The discovery that the full English is in fact the world's number one breakfast should come as no surprise, as it quite obviously is the best, and should cause Bar Brits across Mallorca to stop and think for a moment.

The much-spoken-of gastronomy of Mallorca is naturally enough Mallorcan, but some of it, the ensaïmada clearly, is lousy. Both the lousy and the not lousy gets itself a fair amount of the spotlight, but what of the gastronomy that isn't Mallorcan?

One of the most bizarre reasons I have heard as to why a restaurant should not advertise was one offered by an Italian restaurant. People don't come to Mallorca to eat Italian food was the argument. If this is so, then it begs a pretty fundamental question as to why the restaurant exists.

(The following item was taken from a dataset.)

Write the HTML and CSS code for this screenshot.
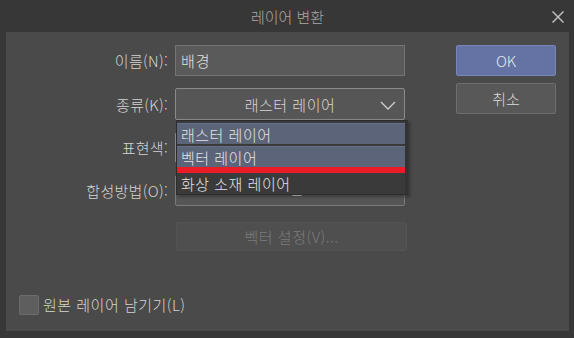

The argument was rubbish, because "Italian" has its own power to promote and to attract. So why not, therefore, "British" or "English"? Because of the association with Bar Brit and consequently with tattoos, bellies, white-turning-pink skin and Sky, this gastronomy is ignored. Yet, it can boast the best breakfast in the world, one that can come in different varieties. It could be, for instance, the grand full English, that which might be served at Simpson's-in-the-Strand (nearly twenty quid for the real thing or "the ten deadly sins" to include also kidneys and bubble and squeak). It could come with accompanying Guinness - in a bottle and not out of some peculiar can with a syrup. It could be promoted as the "world's most popular breakfast".

Bar Brits could co-operate in pushing a gastronomy fair of their own, directed at the nationalities who come to Mallorca (and who also live here) and who are unaware of the great British fry-up. They could educate as to quite why a bean has been covered in a tomatoey sauce; advance the cause of the black pudding which isn't, after all, that far removed from local sausages about which a song and dance is made.

The world's most popular breakfast. Now get frying.